Eid al-Fitr (Eid for short) is a holiday that is celebrated by Muslims on the first of Shawwal and marks the end of Ramadan, a month in the Islamic Calendar where Muslims fast every day from sunrise to sunset. According to Wikipedia, Muslims participate in a salat (Islamic Prayer) special for Eid that consists of two units – called “rakats” – and is performed in an open field or large hall. After the salat, Muslims are treated to a variety of sweet dishes which is why the holiday is also known as “Sweet Eid.”
“Prior to Eid-al Fitr, we have Ramadan, we fast from sunrise to sunset and we celebrate our fast on Eid,” sophomore Syed-Muhamed Yasir said.

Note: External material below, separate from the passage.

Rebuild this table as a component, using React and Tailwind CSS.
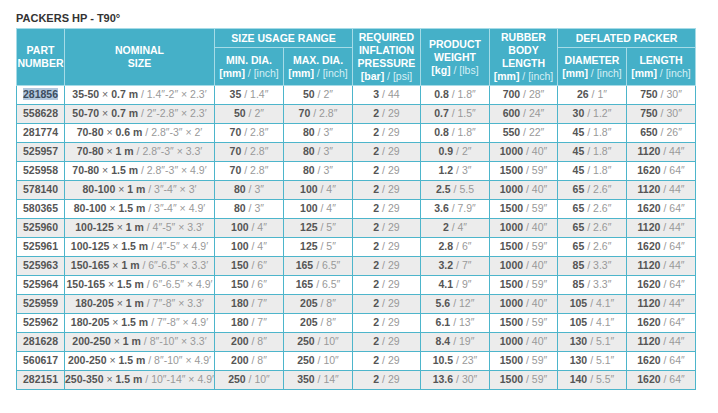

Many schools are starting to close for Eid. The closest to RV is Cherry Hill Public schools which recently added Eid Al-Fitir for the 2022-2023 school calendar. The school district of Philadelphia also closes for Eid al-Fitr as well as Eid al-Adha, another prominent Islamic holiday.
Similar to Jewish students, it is believed that RV does not have a large Muslim population. There is only anecdotal evidence to back this up as the school does not collect data on the religious makeup of the student body.

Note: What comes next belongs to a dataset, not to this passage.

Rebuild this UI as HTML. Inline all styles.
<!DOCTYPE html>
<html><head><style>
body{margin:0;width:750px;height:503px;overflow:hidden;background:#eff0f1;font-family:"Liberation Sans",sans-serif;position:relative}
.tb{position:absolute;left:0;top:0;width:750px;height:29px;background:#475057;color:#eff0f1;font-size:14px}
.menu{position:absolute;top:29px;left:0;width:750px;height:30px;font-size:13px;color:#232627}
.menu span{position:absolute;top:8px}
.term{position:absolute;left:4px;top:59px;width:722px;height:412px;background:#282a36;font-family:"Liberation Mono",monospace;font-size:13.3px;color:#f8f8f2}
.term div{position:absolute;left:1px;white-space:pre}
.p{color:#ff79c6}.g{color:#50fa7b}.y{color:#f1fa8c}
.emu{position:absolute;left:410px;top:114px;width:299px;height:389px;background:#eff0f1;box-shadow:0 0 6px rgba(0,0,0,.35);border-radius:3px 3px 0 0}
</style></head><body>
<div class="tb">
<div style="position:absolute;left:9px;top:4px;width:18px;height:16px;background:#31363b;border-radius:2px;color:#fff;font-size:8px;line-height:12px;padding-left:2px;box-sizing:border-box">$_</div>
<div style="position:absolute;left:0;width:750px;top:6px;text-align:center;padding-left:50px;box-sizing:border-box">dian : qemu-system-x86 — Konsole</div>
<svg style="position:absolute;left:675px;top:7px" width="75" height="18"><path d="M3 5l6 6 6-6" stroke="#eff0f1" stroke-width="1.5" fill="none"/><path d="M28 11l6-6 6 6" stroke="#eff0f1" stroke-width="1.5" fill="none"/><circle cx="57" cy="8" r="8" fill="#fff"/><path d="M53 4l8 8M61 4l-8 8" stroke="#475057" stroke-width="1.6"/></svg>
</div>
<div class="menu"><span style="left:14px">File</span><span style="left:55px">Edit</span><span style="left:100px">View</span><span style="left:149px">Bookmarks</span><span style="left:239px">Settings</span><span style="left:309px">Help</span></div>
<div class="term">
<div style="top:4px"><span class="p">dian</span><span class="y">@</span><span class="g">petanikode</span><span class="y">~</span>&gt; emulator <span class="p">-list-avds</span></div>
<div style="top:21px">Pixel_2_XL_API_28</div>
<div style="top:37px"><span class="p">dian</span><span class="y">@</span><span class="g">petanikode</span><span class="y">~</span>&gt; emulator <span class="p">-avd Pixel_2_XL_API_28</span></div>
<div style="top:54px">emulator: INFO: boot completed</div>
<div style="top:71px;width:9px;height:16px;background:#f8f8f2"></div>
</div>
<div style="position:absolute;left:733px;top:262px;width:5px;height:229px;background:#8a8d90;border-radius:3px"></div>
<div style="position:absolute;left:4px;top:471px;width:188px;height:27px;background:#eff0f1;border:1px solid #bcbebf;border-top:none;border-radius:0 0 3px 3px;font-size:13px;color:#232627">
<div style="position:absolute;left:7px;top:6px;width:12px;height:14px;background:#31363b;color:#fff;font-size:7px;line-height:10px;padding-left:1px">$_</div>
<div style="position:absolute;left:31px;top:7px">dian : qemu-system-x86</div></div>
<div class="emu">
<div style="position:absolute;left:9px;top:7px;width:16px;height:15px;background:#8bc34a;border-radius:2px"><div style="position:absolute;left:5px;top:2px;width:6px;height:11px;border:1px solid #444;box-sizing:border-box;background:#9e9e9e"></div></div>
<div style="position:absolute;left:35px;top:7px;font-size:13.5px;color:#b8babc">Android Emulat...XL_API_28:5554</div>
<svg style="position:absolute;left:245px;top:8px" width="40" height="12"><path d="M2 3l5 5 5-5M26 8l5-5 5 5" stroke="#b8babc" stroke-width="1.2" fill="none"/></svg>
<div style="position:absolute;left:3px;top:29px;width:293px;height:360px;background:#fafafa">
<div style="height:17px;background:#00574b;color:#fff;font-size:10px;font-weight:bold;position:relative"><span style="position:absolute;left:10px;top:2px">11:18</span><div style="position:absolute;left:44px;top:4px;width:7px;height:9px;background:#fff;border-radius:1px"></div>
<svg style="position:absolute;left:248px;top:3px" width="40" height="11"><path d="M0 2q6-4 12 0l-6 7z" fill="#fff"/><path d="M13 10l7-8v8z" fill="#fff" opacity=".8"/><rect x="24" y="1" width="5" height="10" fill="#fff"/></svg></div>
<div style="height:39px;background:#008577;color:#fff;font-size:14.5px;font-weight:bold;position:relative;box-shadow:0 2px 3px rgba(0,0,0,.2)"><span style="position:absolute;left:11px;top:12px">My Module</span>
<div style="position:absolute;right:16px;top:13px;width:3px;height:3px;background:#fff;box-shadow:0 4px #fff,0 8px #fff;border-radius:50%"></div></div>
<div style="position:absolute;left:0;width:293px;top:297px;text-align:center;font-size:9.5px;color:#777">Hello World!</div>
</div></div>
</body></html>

“I noticed we weren’t off for certain holidays, but my sister was in a different district and she was off,” said Principal Martin. “She was like, ‘yeah, we have a higher population of this religion.'”

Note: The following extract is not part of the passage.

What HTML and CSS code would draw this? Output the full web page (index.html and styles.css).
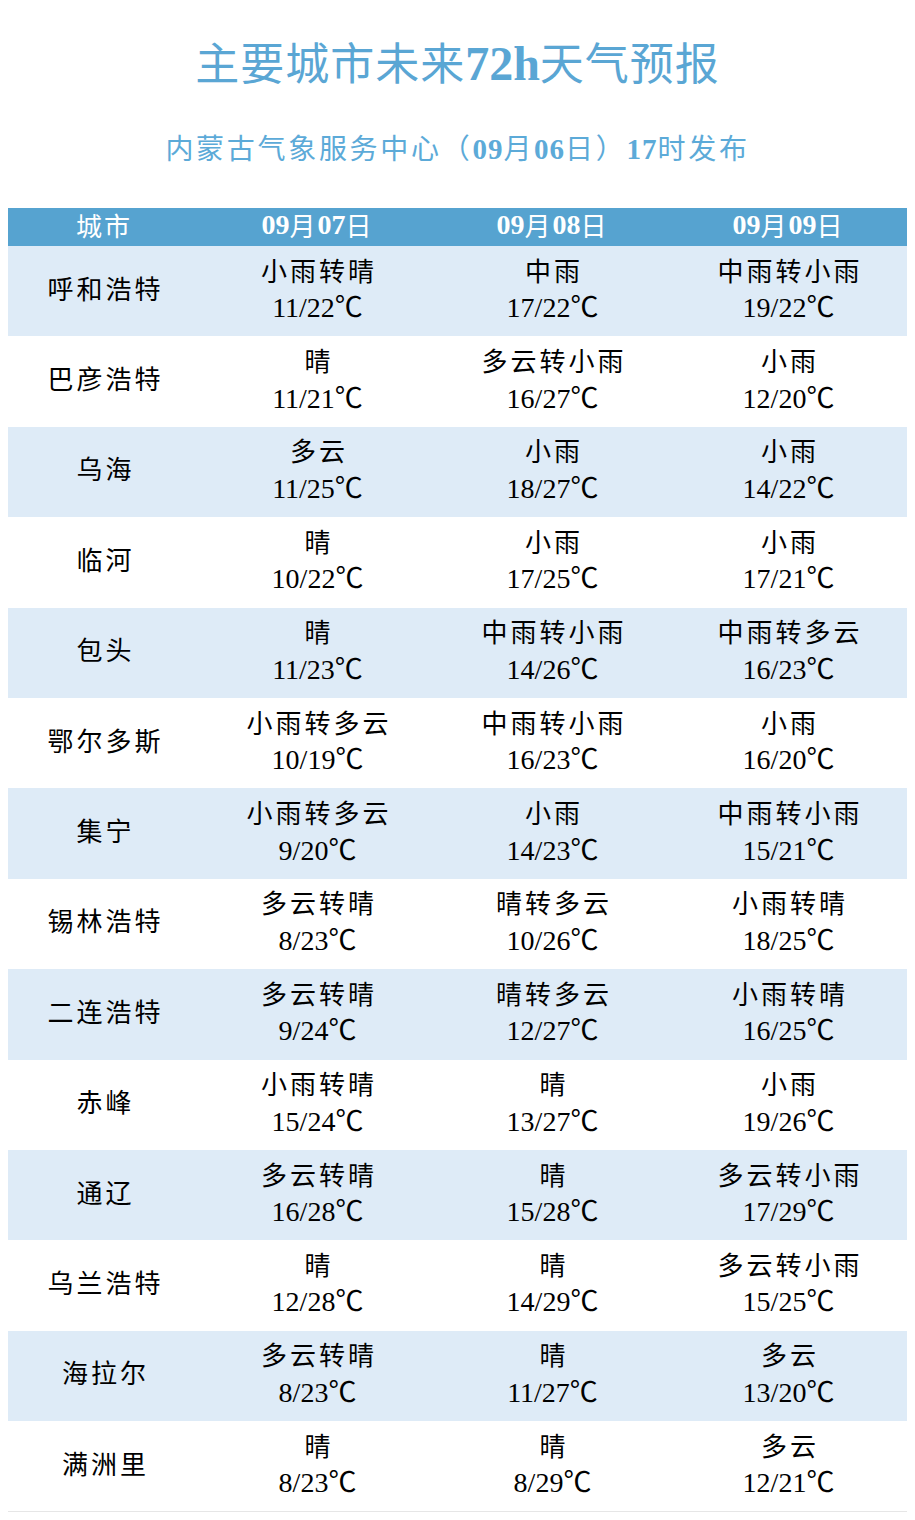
FILE: index.html
```html
<!DOCTYPE html>
<html lang="zh-CN">
<head>
<meta charset="utf-8">
<title>主要城市未来72h天气预报</title>
<link rel="stylesheet" href="styles.css">
</head>
<body>
<div class="page">
  <h1 class="title">主要城市未来<span class="num">72h</span>天气预报</h1>
  <p class="subtitle">内蒙古气象服务中心（<span class="num">09</span>月<span class="num">06</span>日）<span class="num">17</span>时发布</p>
  <div class="table">
    <div class="row head">
      <div class="cell">城市</div>
      <div class="cell"><span class="num">09</span>月<span class="num">07</span>日</div>
      <div class="cell"><span class="num">09</span>月<span class="num">08</span>日</div>
      <div class="cell"><span class="num">09</span>月<span class="num">09</span>日</div>
    </div>
    <div class="row shade">
      <div class="cell city">呼和浩特</div>
      <div class="cell"><span class="wx">小雨转晴</span><span class="tp">11/22℃</span></div>
      <div class="cell"><span class="wx">中雨</span><span class="tp">17/22℃</span></div>
      <div class="cell"><span class="wx">中雨转小雨</span><span class="tp">19/22℃</span></div>
    </div>
    <div class="row">
      <div class="cell city">巴彦浩特</div>
      <div class="cell"><span class="wx">晴</span><span class="tp">11/21℃</span></div>
      <div class="cell"><span class="wx">多云转小雨</span><span class="tp">16/27℃</span></div>
      <div class="cell"><span class="wx">小雨</span><span class="tp">12/20℃</span></div>
    </div>
    <div class="row shade">
      <div class="cell city">乌海</div>
      <div class="cell"><span class="wx">多云</span><span class="tp">11/25℃</span></div>
      <div class="cell"><span class="wx">小雨</span><span class="tp">18/27℃</span></div>
      <div class="cell"><span class="wx">小雨</span><span class="tp">14/22℃</span></div>
    </div>
    <div class="row">
      <div class="cell city">临河</div>
      <div class="cell"><span class="wx">晴</span><span class="tp">10/22℃</span></div>
      <div class="cell"><span class="wx">小雨</span><span class="tp">17/25℃</span></div>
      <div class="cell"><span class="wx">小雨</span><span class="tp">17/21℃</span></div>
    </div>
    <div class="row shade">
      <div class="cell city">包头</div>
      <div class="cell"><span class="wx">晴</span><span class="tp">11/23℃</span></div>
      <div class="cell"><span class="wx">中雨转小雨</span><span class="tp">14/26℃</span></div>
      <div class="cell"><span class="wx">中雨转多云</span><span class="tp">16/23℃</span></div>
    </div>
    <div class="row">
      <div class="cell city">鄂尔多斯</div>
      <div class="cell"><span class="wx">小雨转多云</span><span class="tp">10/19℃</span></div>
      <div class="cell"><span class="wx">中雨转小雨</span><span class="tp">16/23℃</span></div>
      <div class="cell"><span class="wx">小雨</span><span class="tp">16/20℃</span></div>
    </div>
    <div class="row shade">
      <div class="cell city">集宁</div>
      <div class="cell"><span class="wx">小雨转多云</span><span class="tp">9/20℃</span></div>
      <div class="cell"><span class="wx">小雨</span><span class="tp">14/23℃</span></div>
      <div class="cell"><span class="wx">中雨转小雨</span><span class="tp">15/21℃</span></div>
    </div>
    <div class="row">
      <div class="cell city">锡林浩特</div>
      <div class="cell"><span class="wx">多云转晴</span><span class="tp">8/23℃</span></div>
      <div class="cell"><span class="wx">晴转多云</span><span class="tp">10/26℃</span></div>
      <div class="cell"><span class="wx">小雨转晴</span><span class="tp">18/25℃</span></div>
    </div>
    <div class="row shade">
      <div class="cell city">二连浩特</div>
      <div class="cell"><span class="wx">多云转晴</span><span class="tp">9/24℃</span></div>
      <div class="cell"><span class="wx">晴转多云</span><span class="tp">12/27℃</span></div>
      <div class="cell"><span class="wx">小雨转晴</span><span class="tp">16/25℃</span></div>
    </div>
    <div class="row">
      <div class="cell city">赤峰</div>
      <div class="cell"><span class="wx">小雨转晴</span><span class="tp">15/24℃</span></div>
      <div class="cell"><span class="wx">晴</span><span class="tp">13/27℃</span></div>
      <div class="cell"><span class="wx">小雨</span><span class="tp">19/26℃</span></div>
    </div>
    <div class="row shade">
      <div class="cell city">通辽</div>
      <div class="cell"><span class="wx">多云转晴</span><span class="tp">16/28℃</span></div>
      <div class="cell"><span class="wx">晴</span><span class="tp">15/28℃</span></div>
      <div class="cell"><span class="wx">多云转小雨</span><span class="tp">17/29℃</span></div>
    </div>
    <div class="row">
      <div class="cell city">乌兰浩特</div>
      <div class="cell"><span class="wx">晴</span><span class="tp">12/28℃</span></div>
      <div class="cell"><span class="wx">晴</span><span class="tp">14/29℃</span></div>
      <div class="cell"><span class="wx">多云转小雨</span><span class="tp">15/25℃</span></div>
    </div>
    <div class="row shade">
      <div class="cell city">海拉尔</div>
      <div class="cell"><span class="wx">多云转晴</span><span class="tp">8/23℃</span></div>
      <div class="cell"><span class="wx">晴</span><span class="tp">11/27℃</span></div>
      <div class="cell"><span class="wx">多云</span><span class="tp">13/20℃</span></div>
    </div>
    <div class="row last">
      <div class="cell city">满洲里</div>
      <div class="cell"><span class="wx">晴</span><span class="tp">8/23℃</span></div>
      <div class="cell"><span class="wx">晴</span><span class="tp">8/29℃</span></div>
      <div class="cell"><span class="wx">多云</span><span class="tp">12/21℃</span></div>
    </div>
  </div>
</div>
</body>
</html>
```

FILE: styles.css
```css
html, body {
  margin: 0;
  padding: 0;
  background: #ffffff;
}

.page {
  padding: 39px 8px 0 8px;
  font-family: "Liberation Serif", "Noto Sans CJK SC", serif;
  color: #000000;
}

.num {
  font-family: "Liberation Serif", serif;
  font-weight: bold;
  letter-spacing: 0;
}

.title {
  margin: 0;
  text-align: center;
  font-family: "Noto Sans CJK SC", sans-serif;
  font-weight: normal;
  font-size: 44px;
  line-height: 44px;
  letter-spacing: 1px;
  color: #5aa6d4;
}

.title .num {
  font-size: 48px;
}

.subtitle {
  margin: 46px 0 0 0;
  text-align: center;
  font-family: "Noto Sans CJK SC", sans-serif;
  font-size: 28px;
  line-height: 30px;
  letter-spacing: 2.7px;
  color: #5caad8;
}

.subtitle .num {
  font-size: 29px;
  letter-spacing: 1px;
}

.table {
  margin-top: 44px;
  display: flex;
  flex-direction: column;
  width: 899px;
}

.row {
  display: grid;
  grid-template-columns: 192px 235px 235px 237px;
  height: 90.4px;
}

.row.shade {
  background: #deebf7;
}

.row.last {
  border-bottom: 1px solid #e6e6e6;
}

.row.head {
  height: 38px;
  background: #56a3d0;
  color: #ffffff;
}

.cell {
  display: flex;
  flex-direction: column;
  align-items: center;
  justify-content: center;
  text-align: center;
  padding-bottom: 5.5px;
}

.head .cell {
  flex-direction: row;
  padding-bottom: 4px;
  font-family: "Noto Sans CJK SC", sans-serif;
  font-size: 26px;
  line-height: 34px;
  letter-spacing: 2px;
}

.head .num {
  font-size: 28px;
}

.city {
  font-family: "Noto Sans CJK SC", sans-serif;
  font-size: 26px;
  letter-spacing: 3px;
  padding-left: 3px;
  padding-bottom: 8px;
}

.wx {
  display: block;
  font-family: "Noto Sans CJK SC", sans-serif;
  font-size: 26px;
  line-height: 35px;
  letter-spacing: 3px;
  padding-left: 3px;
  margin-bottom: 3.5px;
}

.tp {
  display: block;
  font-family: "Liberation Serif", "Noto Sans CJK SC", serif;
  font-size: 28px;
  line-height: 35px;
}
```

The RV Administration and the Board of Education have no plans in the future to close schools for the religious holidays of Jewish, Hindu and Muslim students. And, closing for these holidays could create a slippery slope and require RV to close school on all religious holidays, which would be impossible.
“My point is, where do you draw the line at which religion?” said Principal Martin. “So if you do Jewish holidays, Muslim holidays, Hindu, Buddhist, where do you stop?”
Despite this, RV’s administration has been making efforts to make the school more inclusive for minority students. The debate over closing schools for non-Christian religious holidays remains, at times, a contentious one, but as it stands RV has made no attempts to close school on minority religious holidays.